Perhaps sweeter still was the way the victory came about. So many of the shortcomings and bugaboos that have plagued IU this season – free-throw shooting,
turnovers, momentum swings – finally broke their way.

The Hoosiers shot 15-of-25 from the charity stripe, and turned the ball over just 11 times – they average 18 per game.

Just as importantly, they held a 20-9 advantage in points off turnovers and gave the ball away just three times in the second half.

And even when Iowa cleavered a 20-point lead down to just three with 1:30 left, a team that so often had seen victory pulled from their grasp like a carrot on a stick persevered, as Devan Dumes delivered his fifth and final 3-pointer of the night.

It was symbolic: The Hoosiers finally learned how to come up in the clutch.

Asked after the game if he liked the look from Dumes, who earlier in the season took flak for a late-game misstep in the loss to Michigan, Crean didn’t hesitate.

“The way he was feeling tonight, that was a great shot,” Crean said. Dumes did not miss from behind the arc, and led all scorers with a career-high 27 points.

Kyle Taber set a personal record in minutes (37) and tied another in points (7).

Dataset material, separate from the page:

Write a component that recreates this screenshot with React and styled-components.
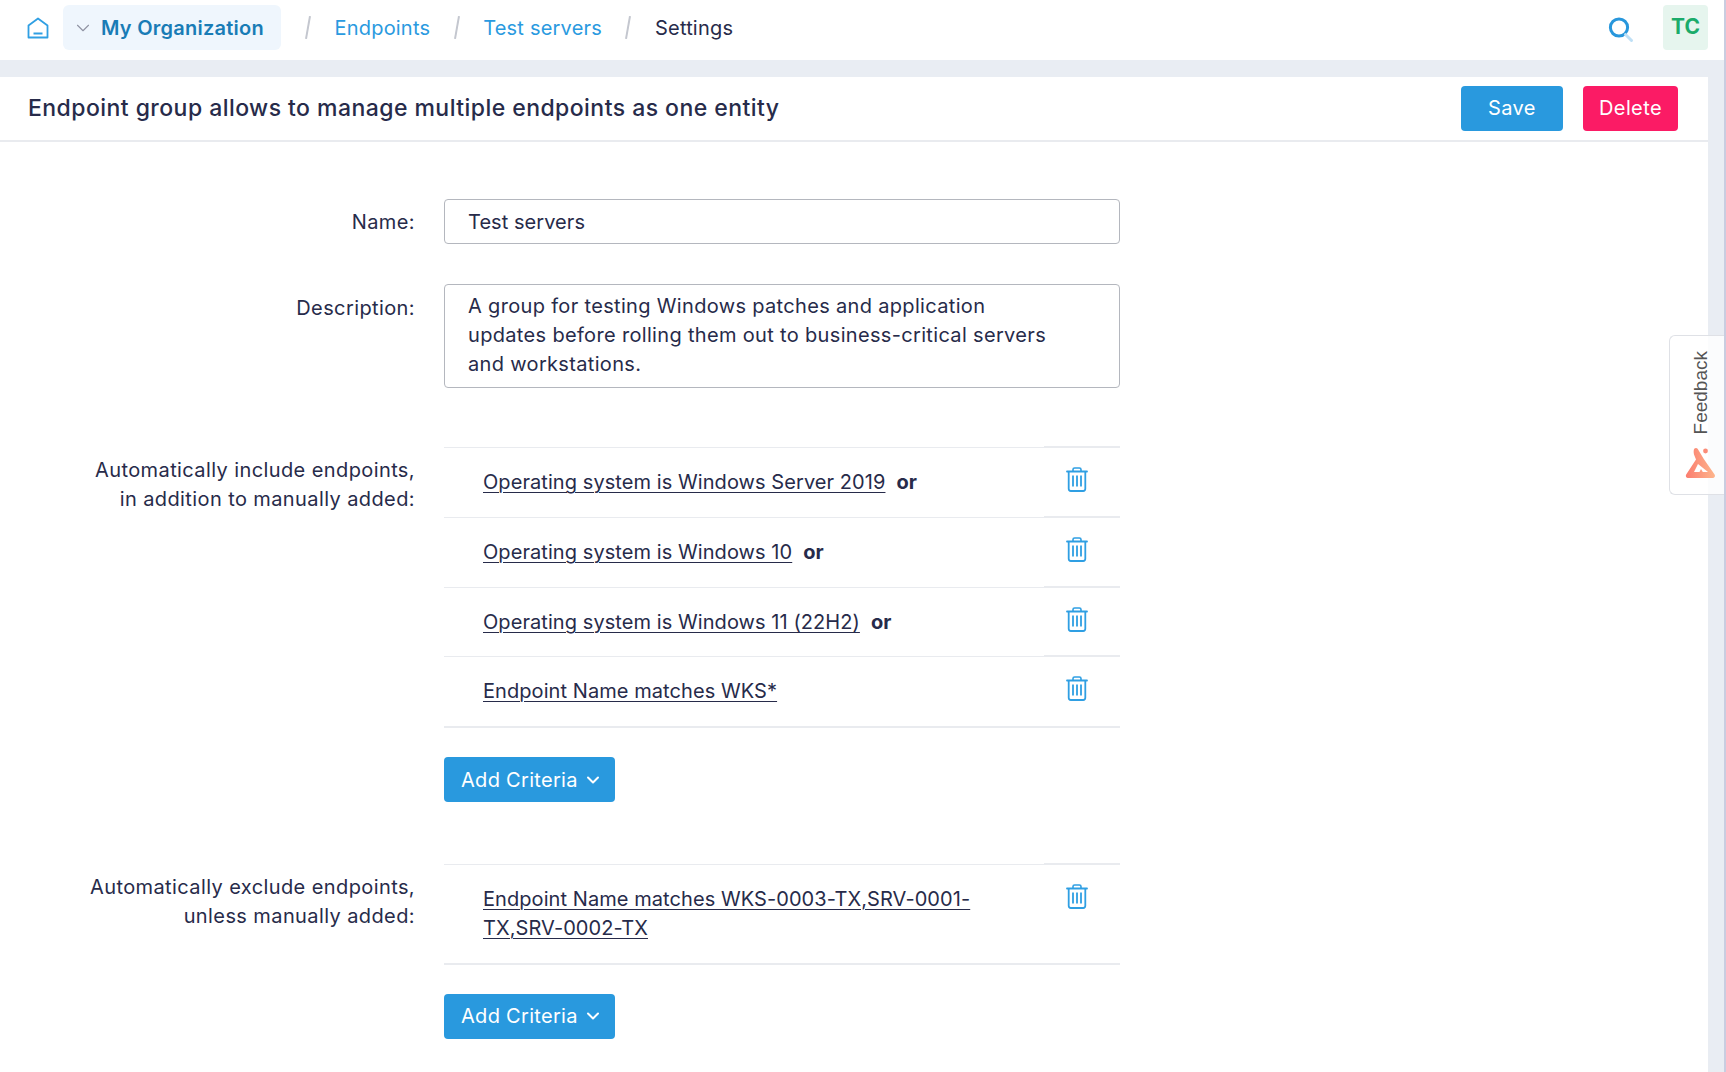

Two late layups that helped hold off Iowa runs were perhaps the senior’s biggest contribution.

Unlike the rest of his teammates, Taber had enjoyed plenty of Big Ten victories in this building before Wednesday night, including defeats of top-10 teams like Wisconsin and Illinois.

Given the context, Taber said Wednesday’s win was “one of those.”

“It’s up there with some of those games,” Taber said. “This was our game. It had to be.”

In the world of college basketball, there is never time to dither on one game too much. Michigan State comes next, a team Crean described as one of the best, not just in the conference but also the country.

But even the coach gave himself time to pause on Wednesday’s victory, smiling at the thought that “tomorrow will be a little bit different feeling going in to work.”

“As I said to the players late in the game and in the locker room, this will be the toughest win they ever get,” Crean said with a note of relief. “I am really proud of them.”

Maybe that’s why, almost two hours after the clock hit zeroes and Jones tossed the ball down the court in triumph, the final score still shone on the scoreboards inside Assembly Hall.

On this night, everyone deserved to soak it in just a little bit longer.